High tides surge through Venice, locals rush to protect art

VENICE, Italy — Exceptionally high tidal waters surged through Venice again on Friday, prompting the mayor to close St. Mark’s Square and call for more donations for repairs just three days after the Italian lagoon city suffered its worst flooding in 50 years.

The high tide peaked at 1.54 metres (5 feet) above sea level just before noon Friday, flooding most of the historic World Heritage city’s centre.

Venice Mayor Luigi Brugnaro said the damage is estimated at hundreds of millions of euros and blamed climate change for the “dramatic situation.” He also called for the speedy completion of the city’s long-delayed Moses flood defence project.

Brugnaro told reporters that he was forced to ask police to block off St. Mark’s Square on Friday, which was covered in knee-high water. Workers in high boots removed the platforms used by the public to cross the iconic square without getting wet.

Venice saw its second-worst flooding on record late Tuesday when water levels reached 1.87 metres (6 feet, 1 inch) above sea level, the highest flooding in 50 years.

That prompted the Italian government to declare a state of emergency on Thursday, approving 20 million euros ($22.1 million) to help Venice repair the most urgent damage.

“Venice is the pride of all of Italy,” Brugnaro said Friday. “Venice is everyone’s heritage, unique in the world. Thanks to your help, Venice will shine again.”

Venice, a lagoon city built amid a system of canals, is particularly vulnerable to a combination of rising sea levels due to climate change coupled with the city’s well-documented sinking into the mud. The sea level in Venice is 10 centimetres (4 inches) higher than it was 50 years ago, according to the city’s tide office.

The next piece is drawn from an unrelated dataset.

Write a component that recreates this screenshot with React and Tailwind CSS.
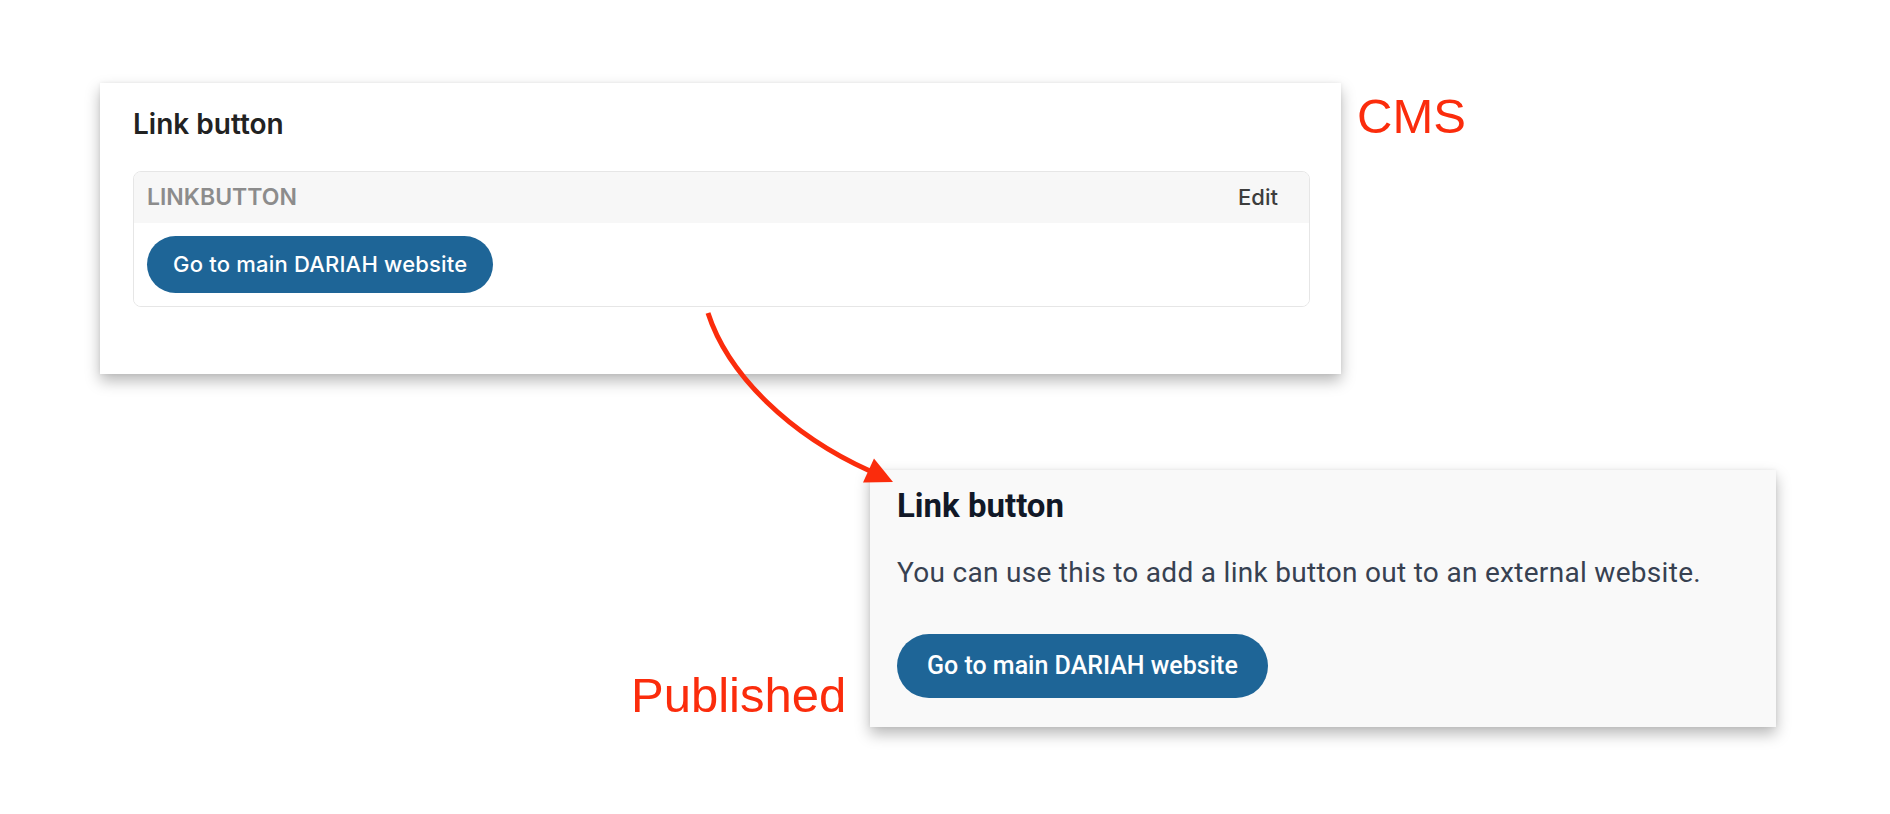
import React from "react";

function Arrow() {
  return (
    <svg
      className="absolute left-0 top-0 pointer-events-none"
      width="1890"
      height="814"
      viewBox="0 0 1890 814"
    >
      <path
        d="M708 313 C728 375, 790 435, 870 471"
        fill="none"
        stroke="#fb2c0c"
        strokeWidth="5"
        strokeLinecap="butt"
      />
      <polygon points="893,482 874,458.5 863,482.5" fill="#fb2c0c" />
    </svg>
  );
}

export default function App() {
  return (
    <div className="relative w-[1890px] h-[814px] bg-white overflow-hidden">
      {/* CMS row */}
      <div className="flex items-start pt-[83px] pl-[100px]">
        <div className="w-[1241px] h-[291px] bg-white shadow-[0_7px_14px_rgba(0,0,0,0.28),0_0_4px_rgba(0,0,0,0.06)] pt-[24px] pl-[33px] pr-[31px] font-['Inter',sans-serif]">
          <h2 className="text-[28px] leading-[34px] font-semibold text-[#222222]">
            Link button
          </h2>
          <div className="mt-[30px] border border-[#e6e6e6] rounded-[8px] overflow-hidden">
            <div className="h-[51px] bg-[#f7f7f7] flex items-center justify-between pl-[13px] pr-[31px]">
              <span className="text-[23px] font-semibold text-[#8c8c8c]">
                LINKBUTTON
              </span>
              <span className="text-[22px] font-medium text-[#3d3d3d]">Edit</span>
            </div>
            <div className="bg-white pt-[13px] pb-[13px] pl-[13px]">
              <button className="h-[57px] px-[26px] rounded-full bg-[#1e6597] text-white text-[22px] tracking-[0.2px] font-medium">
                Go to main DARIAH website
              </button>
            </div>
          </div>
        </div>
        <div className="ml-[16px] mt-[9px] text-[49px] leading-[48px] text-[#fb2c0c] font-['Liberation_Sans',Arial,sans-serif]">
          CMS
        </div>
      </div>

      {/* Published row */}
      <div className="flex items-start mt-[96px] ml-[631px]">
        <div className="w-[239px] mt-[201px] text-[49px] leading-[48px] text-[#fb2c0c] font-['Liberation_Sans',Arial,sans-serif]">
          Published
        </div>
        <div className="w-[906px] h-[257px] bg-[#f9f9f9] shadow-[0_7px_14px_rgba(0,0,0,0.28),0_0_4px_rgba(0,0,0,0.06)] pt-[16px] pl-[27px] font-['Roboto',sans-serif]">
          <h2 className="text-[33px] leading-[40px] font-bold text-[#111827]">
            Link button
          </h2>
          <p className="mt-[29px] text-[28px] leading-[36px] tracking-[0.3px] text-[#374151]">
            You can use this to add a link button out to an external website.
          </p>
          <button className="mt-[43px] h-[64px] px-[30px] rounded-full bg-[#1e6597] text-white text-[25px] font-medium">
            Go to main DARIAH website
          </button>
        </div>
      </div>

      <Arrow />
    </div>
  );
}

More than 50 churches have reported damage from the tides, Culture Minister Dario Franceschini said as he inspected the city. Carabinieri officers from the corps’ world-renowned and highly-trained squad of art experts were being deployed to map damage to art treasures, a job that is expected to take some time.

“While the water is still there, it’s difficult to know what the (full) damage is,” Franceschini said.

He said tax breaks for those who donate to help restore state monuments and artworks will be applied to church art repairs as well.

The Italian Space Agency said it was studying radar data from satellites to detect any signs that Venice bell towers may have shifted or that their foundations might have weakened as they were buffeted by the fast-rising waters.

Many people were rising to the challenge of saving Venice’s many treasures.

University students in Venice rushed to libraries and other institutions filled with books and manuscripts to help shift the material to higher stories.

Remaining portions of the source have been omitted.